Copper is a 9 month old Cavalier KC Spaniel. If you don't know, Cavs are especially sweet, gentle, and loving. We've had him since he was 10 weeks old and have always handled him and his food while he was eating. Until recently, the only time he has tried to keep us from taking something away from him is when it's something especially tasty, like an egg roll he stole off a plate, or the bones from a chicken wing (which he swallowed whole to keep me from taking it!).

I understand why he guards his food from our cats. Two of them really were not happy Copper invaded their home. We set up a water fountain and Copper's food in the room he stayed in the most. The 2 cats would growl and hiss at him on their way to the fountain. But then we moved and everything was different for everyone and the cats now tolerate Copper and stay away from his food dish. But if one is in the room while he has his food dish, he will growl a bit and chase them away ,even if they're across the room, and then run back to his dish and gulp it down. When there is no cat in sight, he will lay down near his dish and wait. If no cat comes into sight, the food remains uneaten and he remains at his post.

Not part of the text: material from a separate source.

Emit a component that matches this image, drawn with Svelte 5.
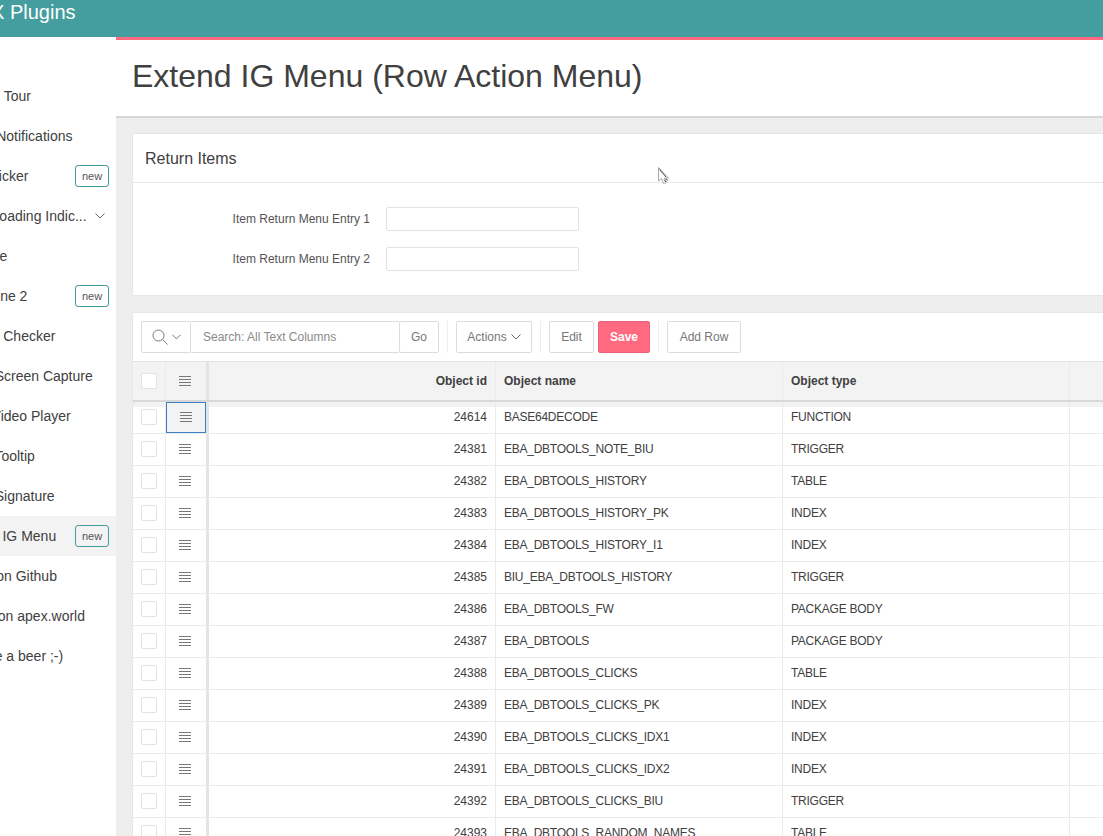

Per his puppy class trainer, I started leaving Copper's food down for about 20 minutes and then picking up the uneaten food. He gets fed 2x a day, although not on a "normal" puppy schedule (my family tends to stay up late). Picking up his food dish with food left in it has seemed to make Copper guard his food EVEN MORE, to the point he now "chases off" my husband and kids (teenagers), and will lay down to watch his dish and only eat after he has successfully "chased" someone away. I use quotes because he only takes a couple steps, growls a bit, and runs back to his dish to gulp a few bites. It's not scary aggressive chasing...yet.

Last week, I decided to make a concerted effort to feed Copper on a schedule hoping it would stop the guarding. It's not much different than before, I'm just being more consistent on the times. Throughout most of the week, he ate maybe 1 full meal. I knew he was hungry because he kept trying to get at food on the table, the counter, and scrounging for crumbs on the floor between meals. But whenever I put his food dish down he just lay nearby, and then watched it mournfully when I picked it up later. Finally on Sunday he ate both morning and evening meals, and then drove me crazy looking for food until I gave him a little more before bed. Now today he is back to guarding his food and barely eating.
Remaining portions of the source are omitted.